I remember collecting post cards from various places as a teenager, they decorated the walls of my bedroom. I preferred them over posters of any movies or bands I liked. It may have started even earlier, though it makes me think of a story, probably the closest explanation I have right now.
When I was 15 years old, just before turning 16, I went to visit old friends of my parents in Long Island, near Oyster Bay if I remember correctly. They had two kids about my age I hadn’t seen since I was 6 years old, before we moved to France. I didn’t really have a good time during the trip. I was hanging out with the kids and their friends, it was ok but I don’t remember really getting along with them. As a teenager, being part of the group is essential though, and I didn’t really have anyone else to hang out with so I made efforts to be friendly.

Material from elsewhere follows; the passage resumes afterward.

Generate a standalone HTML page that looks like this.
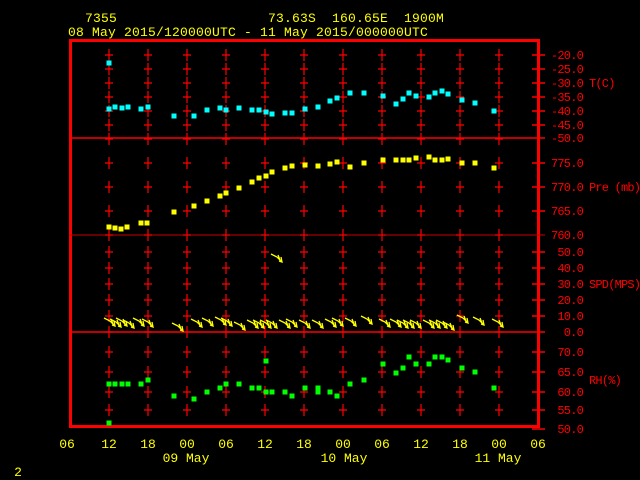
<!DOCTYPE html>
<html><head><meta charset="utf-8"><style>
html,body{margin:0;padding:0;background:#000;width:640px;height:480px;overflow:hidden}
svg{display:block}
text{font-family:"Liberation Mono",monospace;white-space:pre}
</style></head><body>
<svg width="640" height="480" viewBox="0 0 640 480" xmlns="http://www.w3.org/2000/svg">
<defs>
<g id="c" stroke="#f00" stroke-width="1.2"><path d="M0,-6V6M-4,0H4"/></g>
<g id="col">
<use href="#c" y="55"/><use href="#c" y="69"/><use href="#c" y="83"/><use href="#c" y="97"/><use href="#c" y="111"/><use href="#c" y="125"/><use href="#c" y="139"/>
<use href="#c" y="163"/><use href="#c" y="187"/><use href="#c" y="211"/><use href="#c" y="235"/>
<use href="#c" y="252"/><use href="#c" y="268"/><use href="#c" y="284"/><use href="#c" y="300"/><use href="#c" y="316"/><use href="#c" y="332"/>
<use href="#c" y="352"/><use href="#c" y="372"/><use href="#c" y="392"/><use href="#c" y="410"/>
</g>
<g id="a" stroke="#ff0" stroke-width="1.3" fill="none"><path d="M-11,-7L-5,-4L0,1M-4,-6L-2,-1M-1,-4L0,1L-3,0"/></g>
<rect id="s" x="-2.5" y="-2.5" width="5" height="5"/>
</defs>
<g fill="#ff0" font-size="13" letter-spacing="0.2">
<text x="85" y="22">7355</text>
<text x="268" y="22" xml:space="preserve">73.63S  160.65E  1900M</text>
<text x="68" y="36">08 May 2015/120000UTC - 11 May 2015/000000UTC</text>
</g>
<rect x="70.5" y="40.5" width="468" height="386" fill="none" stroke="#f00" stroke-width="3"/>
<g stroke="#f00" stroke-width="1.5">
<path d="M70,138H545M70,332H545"/>
<path d="M70,235H545" stroke="#c00" stroke-width="1"/>
<path d="M532,55H545M532,69H545M532,83H545M532,97H545M532,111H545M532,125H545M532,163H545M532,187H545M532,211H545M532,252H545M532,268H545M532,284H545M532,300H545M532,316H545M532,352H545M532,372H545M532,392H545M532,410H545M532,429H545"/>
</g>
<use href="#col" x="109"/><use href="#col" x="148"/><use href="#col" x="187"/><use href="#col" x="226"/><use href="#col" x="265"/><use href="#col" x="304"/><use href="#col" x="343"/><use href="#col" x="382"/><use href="#col" x="421"/><use href="#col" x="460"/><use href="#col" x="499"/>
<g fill="#f00" font-size="12" letter-spacing="-0.8" text-anchor="end">
<text x="583" y="59">-20.0</text><text x="583" y="73">-25.0</text><text x="583" y="87">-30.0</text><text x="583" y="101">-35.0</text><text x="583" y="115">-40.0</text><text x="583" y="129">-45.0</text><text x="583" y="142">-50.0</text>
<text x="583" y="167">775.0</text><text x="583" y="191">770.0</text><text x="583" y="215">765.0</text><text x="583" y="239">760.0</text>
<text x="583" y="256">50.0</text><text x="583" y="272">40.0</text><text x="583" y="288">30.0</text><text x="583" y="304">20.0</text><text x="583" y="320">10.0</text><text x="583" y="336">0.0</text>
<text x="583" y="356">70.0</text><text x="583" y="376">65.0</text><text x="583" y="396">60.0</text><text x="583" y="414">55.0</text><text x="583" y="433">50.0</text>
</g>
<g fill="#f00" font-size="12" letter-spacing="-0.8">
<text x="589" y="87">T(C)</text><text x="589" y="191" xml:space="preserve">Pre (mb)</text><text x="589" y="288">SPD(MPS)</text><text x="589" y="384">RH(%)</text>
</g>
<g fill="#ff0" font-size="13" text-anchor="middle">
<text x="67" y="448">06</text><text x="109" y="448">12</text><text x="148" y="448">18</text><text x="187" y="448">00</text><text x="226" y="448">06</text><text x="265" y="448">12</text><text x="304" y="448">18</text><text x="343" y="448">00</text><text x="382" y="448">06</text><text x="421" y="448">12</text><text x="460" y="448">18</text><text x="499" y="448">00</text><text x="538" y="448">06</text>
<text x="186" y="462">09 May</text><text x="344" y="462">10 May</text><text x="498" y="462">11 May</text>
<text x="18" y="476">2</text>
</g>
<g fill="#0ff">
<use href="#s" x="109" y="63"/><use href="#s" x="109" y="109"/><use href="#s" x="115" y="107"/><use href="#s" x="122" y="108"/><use href="#s" x="128" y="107"/><use href="#s" x="141" y="109"/><use href="#s" x="148" y="107"/><use href="#s" x="174" y="116"/><use href="#s" x="194" y="116"/><use href="#s" x="207" y="110"/><use href="#s" x="220" y="108"/><use href="#s" x="226" y="110"/><use href="#s" x="239" y="108"/><use href="#s" x="252" y="110"/><use href="#s" x="259" y="110"/><use href="#s" x="266" y="112"/><use href="#s" x="272" y="114"/><use href="#s" x="285" y="113"/><use href="#s" x="292" y="113"/><use href="#s" x="305" y="109"/><use href="#s" x="318" y="107"/><use href="#s" x="330" y="101"/><use href="#s" x="337" y="98"/><use href="#s" x="350" y="93"/><use href="#s" x="364" y="93"/><use href="#s" x="383" y="96"/><use href="#s" x="396" y="104"/><use href="#s" x="403" y="99"/><use href="#s" x="409" y="93"/><use href="#s" x="416" y="96"/><use href="#s" x="429" y="97"/><use href="#s" x="435" y="93"/><use href="#s" x="442" y="91"/><use href="#s" x="448" y="94"/><use href="#s" x="462" y="100"/><use href="#s" x="475" y="103"/><use href="#s" x="494" y="111"/>
</g>
<g fill="#ff0">
<use href="#s" x="109" y="227"/><use href="#s" x="115" y="228"/><use href="#s" x="121" y="229"/><use href="#s" x="127" y="227"/><use href="#s" x="141" y="223"/><use href="#s" x="147" y="223"/><use href="#s" x="174" y="212"/><use href="#s" x="194" y="206"/><use href="#s" x="207" y="201"/><use href="#s" x="220" y="196"/><use href="#s" x="226" y="193"/><use href="#s" x="239" y="188"/><use href="#s" x="252" y="182"/><use href="#s" x="259" y="178"/><use href="#s" x="266" y="176"/><use href="#s" x="272" y="172"/><use href="#s" x="285" y="168"/><use href="#s" x="292" y="166"/><use href="#s" x="305" y="165"/><use href="#s" x="318" y="166"/><use href="#s" x="330" y="164"/><use href="#s" x="337" y="162"/><use href="#s" x="350" y="167"/><use href="#s" x="364" y="163"/><use href="#s" x="383" y="160"/><use href="#s" x="396" y="160"/><use href="#s" x="403" y="160"/><use href="#s" x="409" y="160"/><use href="#s" x="416" y="158"/><use href="#s" x="429" y="157"/><use href="#s" x="435" y="160"/><use href="#s" x="442" y="160"/><use href="#s" x="448" y="159"/><use href="#s" x="462" y="163"/><use href="#s" x="475" y="163"/><use href="#s" x="494" y="168"/>
</g>
<use href="#a" x="282" y="261"/>
<use href="#a" x="115" y="325"/><use href="#a" x="121" y="326"/><use href="#a" x="127" y="325"/><use href="#a" x="134" y="327"/><use href="#a" x="144" y="325"/><use href="#a" x="153" y="326"/><use href="#a" x="183" y="330"/><use href="#a" x="202" y="326"/><use href="#a" x="213" y="325"/><use href="#a" x="226" y="324"/><use href="#a" x="232" y="325"/><use href="#a" x="245" y="329"/><use href="#a" x="258" y="327"/><use href="#a" x="264" y="327"/><use href="#a" x="271" y="327"/><use href="#a" x="277" y="327"/><use href="#a" x="290" y="327"/><use href="#a" x="297" y="326"/><use href="#a" x="310" y="327"/><use href="#a" x="323" y="327"/><use href="#a" x="336" y="326"/><use href="#a" x="343" y="325"/><use href="#a" x="356" y="325"/><use href="#a" x="372" y="323"/><use href="#a" x="390" y="326"/><use href="#a" x="401" y="326"/><use href="#a" x="408" y="327"/><use href="#a" x="414" y="327"/><use href="#a" x="421" y="327"/><use href="#a" x="434" y="327"/><use href="#a" x="440" y="327"/><use href="#a" x="447" y="327"/><use href="#a" x="454" y="329"/><use href="#a" x="468" y="322"/><use href="#a" x="484" y="324"/><use href="#a" x="503" y="326"/>
<g fill="#0f0">
<use href="#s" x="109" y="423"/><use href="#s" x="109" y="384"/><use href="#s" x="115" y="384"/><use href="#s" x="122" y="384"/><use href="#s" x="128" y="384"/><use href="#s" x="141" y="384"/><use href="#s" x="148" y="380"/><use href="#s" x="174" y="396"/><use href="#s" x="194" y="399"/><use href="#s" x="207" y="392"/><use href="#s" x="220" y="388"/><use href="#s" x="226" y="384"/><use href="#s" x="239" y="384"/><use href="#s" x="252" y="388"/><use href="#s" x="259" y="388"/><use href="#s" x="266" y="361"/><use href="#s" x="266" y="392"/><use href="#s" x="272" y="392"/><use href="#s" x="285" y="392"/><use href="#s" x="292" y="396"/><use href="#s" x="305" y="388"/><use href="#s" x="318" y="388"/><use href="#s" x="318" y="392"/><use href="#s" x="330" y="392"/><use href="#s" x="337" y="396"/><use href="#s" x="350" y="384"/><use href="#s" x="364" y="380"/><use href="#s" x="383" y="364"/><use href="#s" x="396" y="373"/><use href="#s" x="403" y="368"/><use href="#s" x="409" y="357"/><use href="#s" x="416" y="364"/><use href="#s" x="429" y="364"/><use href="#s" x="435" y="357"/><use href="#s" x="442" y="357"/><use href="#s" x="448" y="360"/><use href="#s" x="462" y="368"/><use href="#s" x="475" y="372"/><use href="#s" x="494" y="388"/>
</g>
</svg>
</body></html>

Then something happened, I can’t remember exactly what it was, but probably something barely interesting enough to make it in a daytime TV sitcom scenario. Something along the lines of being made the scapegoat for something that was said to someone and upset the whole group. Drama, shouting, and vague threats ensued, and basically it was made clear to me I was no longer welcome in the gang. Then on top of that I was told off be the father that night for not helping around the house (I was, or at least I thought I was) and had some weird speech about how I should be more sociable (again, I thought I was). He didn’t let me call my parents after that when I asked, because it was too expensive.
Needless to say I was seriously upset. I went to my room, cried a while, I missed my friends and family back in France, and suddenly felt very far away from home. Then I thought about it all. I felt alone, and also like I was the only one I could count on to have anything else happen.
I wondered what I could do about it, what I wanted to do about it. I didn’t want to be a victim of the situation.
I was only a few days away from the end of the trip, and I hadn’t really seen anything of New York City, which was why I wanted to go in the first place. I had spent most of the time in Long Island so far. I looked at the train schedule, made a decision, and made a plan. I would get the hell out of that house and go visit Manhattan, I’d be solid and self-reliant, I didn’t need any of those people. I didn’t think exactly in those words, but thinking back they describe the way I was being pretty accurately. I spent the last few days of my trip taking an early train to Penn Station, about 90 minutes or so on the train, wander walking all around Manhattan, and taking a train back to Long Island at the end of the day.
I think that’s the first time I experienced travelling on my own. It felt and still feels like a curious mix of contemplation, admiration and appreciation of my surroundings, feeling free, yet also melancholic.
These moments tend to be quite magical, and strangely they are also times my mind feels the quietest and most peaceful – particularly hours spent on a train or a bus watching the landscape go by, not thinking about much and thoroughly enjoying it. I always meet lots of great people while I travel though I’m not talking of these moments, I mean the times really spent alone.
It is also the traveler’s feeling – at least mine – of being part of the world, seeing it with one’s own eyes yet being somewhat separated from the societies and people traveled through, being some kind of sideline observer. It calms me, give me new perspectives, gives me new thoughts and ideas. I think Paul Theroux writes very well about this kind of feeling, I love his travel books. Sort of in this style Happy Isles of Oceania comes to mind.
I think this is what my traveling is about, craving and chasing these feelings and experiences, trying to maintain a balance between satisfying the travel bug without loosing myself to it entirely.